→ **What you should do**: Find the word "TypeScript" in the records below. List each line containing it.

→ **Material provided**:
━━━━━━━━━━━━━━━━
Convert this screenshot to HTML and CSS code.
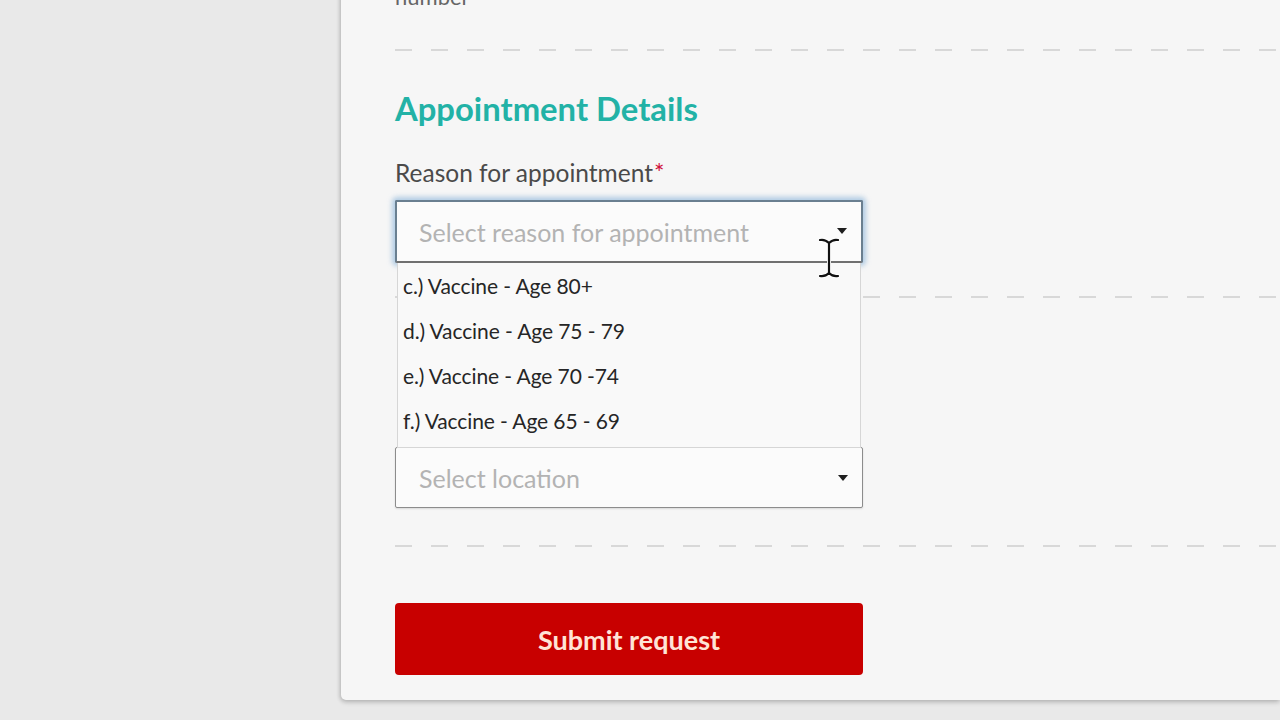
FILE: index.html
```html
<!DOCTYPE html>
<html lang="en">
<head>
<meta charset="utf-8">
<title>Appointment Details</title>
<link rel="stylesheet" href="styles.css">
</head>
<body>
<div class="page">
  <div class="side"></div>
  <main class="card">
    <div class="prev">number</div>
    <div class="divider"></div>

    <h2 class="section-title">Appointment Details</h2>

    <div class="field">
      <label class="label">Reason for appointment<span class="req">*</span></label>
      <div class="select-wrap">
        <div class="select focused">
          <span class="placeholder">Select reason for appointment</span>
          <span class="caret"></span>
        </div>
        <ul class="dropdown">
          <li>c.) Vaccine - Age 80+</li>
          <li>d.) Vaccine - Age 75 - 79</li>
          <li>e.) Vaccine - Age 70 -74</li>
          <li>f.) Vaccine - Age 65 - 69</li>
        </ul>
        <svg class="cursor" width="24" height="42" viewBox="0 0 24 42" aria-hidden="true">
          <path d="M3 3 Q8 2 12 6 Q16 2 21 3 M12 6 V36 M3 39 Q8 40 12 36 Q16 40 21 39" fill="none" stroke="#fff" stroke-width="4" stroke-linecap="round"/>
          <path d="M3 3 Q8 2 12 6 Q16 2 21 3 M12 6 V36 M3 39 Q8 40 12 36 Q16 40 21 39" fill="none" stroke="#111" stroke-width="2.2" stroke-linecap="round"/>
        </svg>
      </div>
    </div>

    <div class="divider d2"></div>

    <div class="field loc">
      <div class="select plain">
        <span class="placeholder">Select location</span>
        <span class="caret"></span>
      </div>
    </div>

    <div class="divider d3"></div>

    <button class="submit" type="button">Submit request</button>
  </main>
</div>
</body>
</html>
```

FILE: styles.css
```css
* { box-sizing: border-box; }

html, body {
  margin: 0;
  height: 720px;
  overflow: hidden;
}

body {
  background: #e9e9e9;
  font-family: Lato, "Open Sans", sans-serif;
  color: #444;
}

.page {
  display: flex;
  height: 720px;
}

.side {
  width: 341px;
  flex: none;
}

.card {
  flex: 1;
  align-self: flex-start;
  margin-top: -15px;
  background: #f6f6f6;
  border-radius: 5px 0 0 5px;
  box-shadow: -1px 1px 4px rgba(0, 0, 0, 0.18), 0 3px 5px rgba(0, 0, 0, 0.10);
  padding: 0 0 25px 54px;
}

.prev {
  font-size: 22px;
  line-height: 23px;
  color: #666;
}

.divider {
  height: 2px;
  margin-top: 41px;
  background: repeating-linear-gradient(90deg, #d8d8d8 0 17px, transparent 17px 36px);
}

.d2 { margin-top: 33px; }
.d3 { margin-top: 37px; }

.section-title {
  margin: 39px 0 0;
  font-size: 32.8px;
  line-height: 37px;
  font-weight: 700;
  color: #22b2a6;
  letter-spacing: 0;
}

.field {
  width: 468px;
  margin-top: 32px;
}

.field.loc {
  margin-top: 149px;
}

.label {
  display: block;
  font-size: 24.5px;
  line-height: 28px;
  color: #4a4a4a;
  letter-spacing: 0;
  margin-bottom: 13px;
}

.req {
  color: #d0103a;
  margin-left: 1px;
}

.select-wrap {
  position: relative;
}

.select {
  display: flex;
  align-items: center;
  justify-content: space-between;
  height: 61px;
  padding: 0 14px 0 23px;
  background: #fbfbfb;
  border: 1px solid #8c8c8c;
  border-radius: 2px;
  box-shadow: 0 1px 2px rgba(0, 0, 0, 0.12);
}

.select.focused {
  height: 63px;
  border: 2px solid #6a7f90;
  border-bottom-color: #707070;
  padding-left: 22px;
  box-shadow: 0 0 5px 3px rgba(130, 175, 215, 0.6);
}

.placeholder {
  font-size: 25px;
  color: #b3b3b3;
  letter-spacing: 0;
}

.caret {
  width: 0;
  height: 0;
  border-left: 5px solid transparent;
  border-right: 5px solid transparent;
  border-top: 6px solid #1e1e1e;
}

.select.focused .caret {
  margin-top: -2px;
}

.dropdown {
  position: absolute;
  left: 2px;
  right: 2px;
  top: 63px;
  z-index: 2;
  margin: 0;
  padding: 0 0 4px;
  list-style: none;
  background: #f9f9f9;
  border: 1px solid #d6d6d6;
  border-top: none;
}

.dropdown li {
  height: 45px;
  line-height: 45px;
  padding-left: 5px;
  font-size: 21px;
  color: #262626;
  letter-spacing: -0.1px;
}

.cursor {
  position: absolute;
  left: 422px;
  top: 37px;
  z-index: 3;
}

.submit {
  display: block;
  width: 468px;
  height: 72px;
  margin-top: 56px;
  border: none;
  border-radius: 4px;
  background: #c80000;
  color: #ffe4d6;
  font-family: Lato, "Open Sans", sans-serif;
  font-size: 27px;
  font-weight: 700;
  letter-spacing: 0;
}
```
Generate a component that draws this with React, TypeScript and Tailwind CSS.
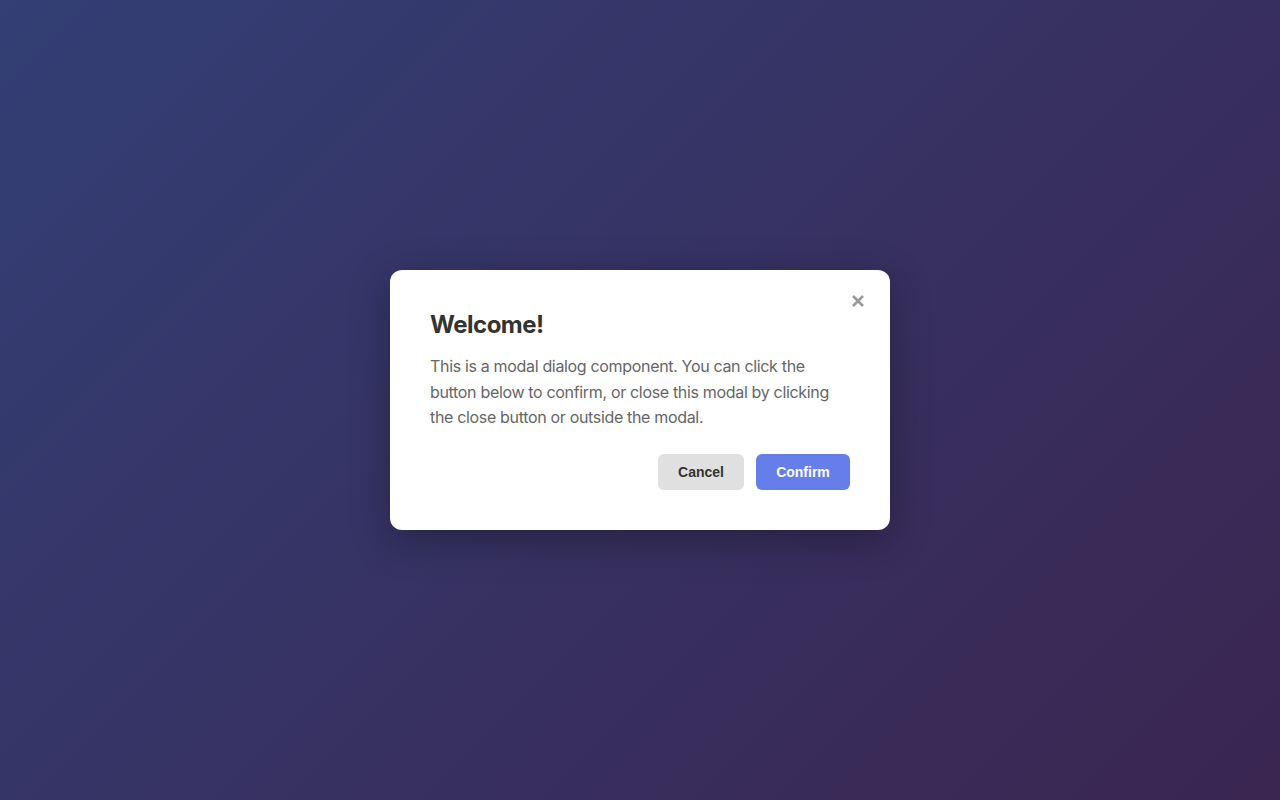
import React from "react";

export default function App() {
  return (
    <div className="relative w-full h-[800px] overflow-hidden bg-[linear-gradient(135deg,#667eea_0%,#764ba2_100%)]" style={{ fontFamily: "Inter, 'Noto Sans', sans-serif" }}>
      <div className="absolute inset-0 bg-black/50 flex items-center justify-center">
        <div className="relative w-[500px] bg-white rounded-xl p-10 shadow-[0_10px_40px_rgba(0,0,0,0.3)]">
          <button className="absolute top-[19px] right-[20px] w-6 h-6 flex items-center justify-center text-[#999]" aria-label="Close">
            <svg width="14" height="14" viewBox="0 0 14 14">
              <path d="M2 2 L12 12 M12 2 L2 12" stroke="#999" strokeWidth="2.6" strokeLinecap="butt" />
            </svg>
          </button>
          <h2 className="text-[24px] font-bold text-[#333] leading-[29px] mb-[15px] tracking-[-0.5px]">Welcome!</h2>
          <p className="text-[16px] text-[#666] leading-[25.6px] tracking-[-0.33px]">
            This is a modal dialog component. You can click the button below to confirm, or close this modal by clicking the close button or outside the modal.
          </p>
          <div className="flex justify-end gap-3 mt-[23px]">
            <button className="w-[86px] h-9 pt-[1px] rounded-md bg-[#e0e0e0] text-[#333] text-[14px] font-bold" style={{ fontFamily: "'Liberation Sans', Arial, sans-serif" }}>Cancel</button>
            <button className="w-[94px] h-9 pt-[1px] rounded-md bg-[#667eea] text-white text-[14px] font-bold" style={{ fontFamily: "'Liberation Sans', Arial, sans-serif" }}>Confirm</button>
          </div>
        </div>
      </div>
    </div>
  );
}
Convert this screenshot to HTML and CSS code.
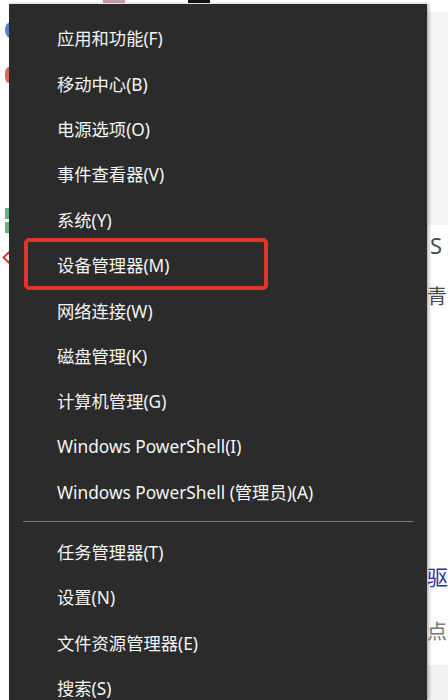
FILE: index.html
```html
<!DOCTYPE html>
<html lang="zh-CN">
<head>
<meta charset="utf-8">
<link rel="stylesheet" href="styles.css">
</head>
<body>
<span class="mark mark-pink"></span>
<span class="mark mark-black"></span>
<div class="left">
  <span class="frag frag-blue"></span>
  <span class="frag frag-red"></span>
  <span class="frag frag-green1"></span>
  <span class="frag frag-green2"></span>
  <span class="frag frag-diamond"></span>
</div>
<div class="menu">
  <div class="item">应用和功能(F)</div>
  <div class="item">移动中心(B)</div>
  <div class="item">电源选项(O)</div>
  <div class="item">事件查看器(V)</div>
  <div class="item">系统(Y)</div>
  <div class="item item-marked">设备管理器(M)<span class="highlight"></span></div>
  <div class="item">网络连接(W)</div>
  <div class="item">磁盘管理(K)</div>
  <div class="item">计算机管理(G)</div>
  <div class="item">Windows PowerShell(I)</div>
  <div class="item">Windows PowerShell (管理员)(A)</div>
  <div class="sep"></div>
  <div class="item">任务管理器(T)</div>
  <div class="item">设置(N)</div>
  <div class="item">文件资源管理器(E)</div>
  <div class="item">搜索(S)</div>
</div>
<div class="right">
  <div class="hdr"></div>
  <div class="t t1">S</div>
  <div class="t t2">青</div>
  <div class="t t3">驱</div>
  <div class="t t4">点</div>
  <div class="foot"></div>
</div>
</body>
</html>
```
FILE: styles.css
```css
html, body {
  margin: 0;
  padding: 0;
}
body {
  width: 448px;
  height: 700px;
  overflow: hidden;
  background: #ffffff;
  display: flex;
  position: relative;
  font-family: "Noto Sans", "Noto Sans CJK SC", sans-serif;
}
.mark {
  position: absolute;
  top: 0;
  height: 3px;
}
.mark-pink { left: 103px; width: 22px; background: #c99aa4; }
.mark-black { left: 188px; width: 22px; background: #111; }

.left {
  width: 9px;
  flex: none;
  position: relative;
  overflow: hidden;
}
.frag { position: absolute; }
.frag-blue { left: 5px; top: 22px; width: 12px; height: 16px; border-radius: 50%; background: #4f82d6; }
.frag-red { left: 5px; top: 67px; width: 10px; height: 16px; border-radius: 40%; background: #d86b5c; }
.frag-green1 { left: 5px; top: 208px; width: 6px; height: 11px; background: #62b57f; }
.frag-green2 { left: 5px; top: 222px; width: 6px; height: 11px; background: #62b57f; }
.frag-diamond { left: 4px; top: 253px; width: 9px; height: 9px; transform: rotate(45deg); border: 2px solid #d8372b; box-sizing: border-box; }

.menu {
  width: 418px;
  flex: none;
  margin-top: 4px;
  padding-top: 11px;
  background: #2b2b2b;
  box-shadow: 2px 0 3px rgba(0, 0, 0, 0.28);
  position: relative;
  z-index: 2;
}
.item {
  height: 45.4px;
  display: flex;
  align-items: center;
  padding-left: 48px;
  color: #f4f4f4;
  font-size: 17.3px;
  position: relative;
}
.highlight {
  position: absolute;
  left: 15px;
  top: -4px;
  width: 244px;
  height: 52px;
  box-sizing: border-box;
  border: 4px solid #e1352c;
  border-radius: 5px;
}
.sep {
  height: 1px;
  margin: 6.6px 14px 7px 14px;
  background: #7a7a7a;
}

.right {
  flex: 1;
  overflow: hidden;
  position: relative;
}
.hdr {
  margin-top: 12px;
  height: 213px;
  background: #f3f4f6;
}
.t {
  white-space: nowrap;
  color: #4a4a4a;
}
.t1 {
  padding-left: 3px;
  height: 40px;
  line-height: 40px;
  font-size: 22px;
}
.t2 {
  margin-top: 15px;
  height: 34px;
  line-height: 34px;
  font-size: 20px;
}
.t3 {
  margin-top: 246px;
  height: 34px;
  line-height: 34px;
  font-size: 21px;
  color: #2a2fa8;
}
.t4 {
  margin-top: 21px;
  height: 34px;
  line-height: 34px;
  font-size: 20px;
  color: #777;
}
.foot {
  margin-top: 16px;
  height: 40px;
  background: #f1f1f1;
}
```
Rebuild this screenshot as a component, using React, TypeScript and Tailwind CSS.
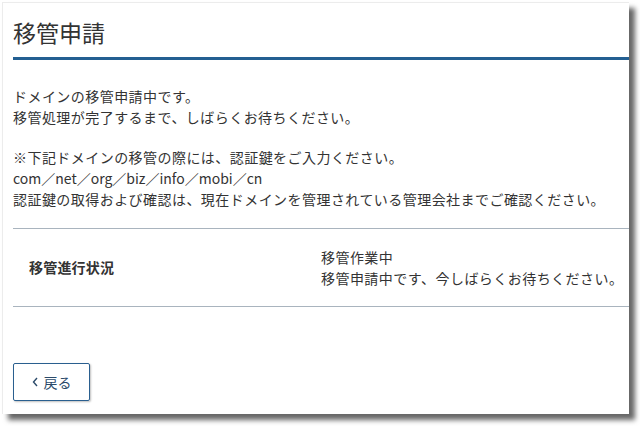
import React from "react";

export default function App() {
  const font = { fontFamily: '"Noto Sans CJK JP", "Noto Sans", sans-serif' };
  return (
    <div className="w-[640px] h-[426px] bg-white overflow-hidden pt-[2px] pl-[2px]" style={font}>
      <div className="w-[627px] h-[412px] bg-white border-l border-t border-[#ececec] shadow-[6px_6px_5px_rgba(0,0,0,0.6)] pl-[10px] flex flex-col text-[#333]">
        <div className="h-[57px] flex items-center border-b-[3px] border-[#235f92]">
          <h1 className="text-[23px] leading-none font-normal text-[#333] mt-[4px]">移管申請</h1>
        </div>
        <div className="mt-[26px] text-[14px] leading-[21px] tracking-[0.45px]">
          <p>ドメインの移管申請中です。</p>
          <p>移管処理が完了するまで、しばらくお待ちください。</p>
        </div>
        <div className="mt-[19px] text-[14px] leading-[21px] tracking-[0.45px]">
          <p>※下記ドメインの移管の際には、認証鍵をご入力ください。</p>
          <p className="tracking-[0px]">com／net／org／biz／info／mobi／cn</p>
          <p>認証鍵の取得および確認は、現在ドメインを管理されている管理会社までご確認ください。</p>
        </div>
        <div className="mt-[18px] border-t border-b border-[#a9b4be] h-[79px] flex items-center text-[14px] leading-[21px] tracking-[0.45px]">
          <div className="w-[308px] pl-[16px] font-bold tracking-[0.2px]">移管進行状況</div>
          <div>
            <p>移管作業中</p>
            <p>移管申請中です、今しばらくお待ちください。</p>
          </div>
        </div>
        <div className="mt-[56px]">
          <button className="w-[77px] h-[38px] border border-[#2a5f8f] rounded-[2px] shadow-[1px_1px_2px_rgba(0,0,0,0.25)] flex items-center justify-center gap-[5px] text-[14px] text-[#2b4a6a]">
            <svg width="7" height="10" viewBox="0 0 7 10" fill="none" stroke="#2b4a6a" strokeWidth="1.4">
              <path d="M5 1 L1.5 5 L5 9" />
            </svg>
            <span>戻る</span>
          </button>
        </div>
      </div>
    </div>
  );
}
━━━━━━━━━━━━━━━━
→ **Solution below**:
Generate a component that draws this with React, TypeScript and Tailwind CSS.
Rebuild this screenshot as a component, using React, TypeScript and Tailwind CSS.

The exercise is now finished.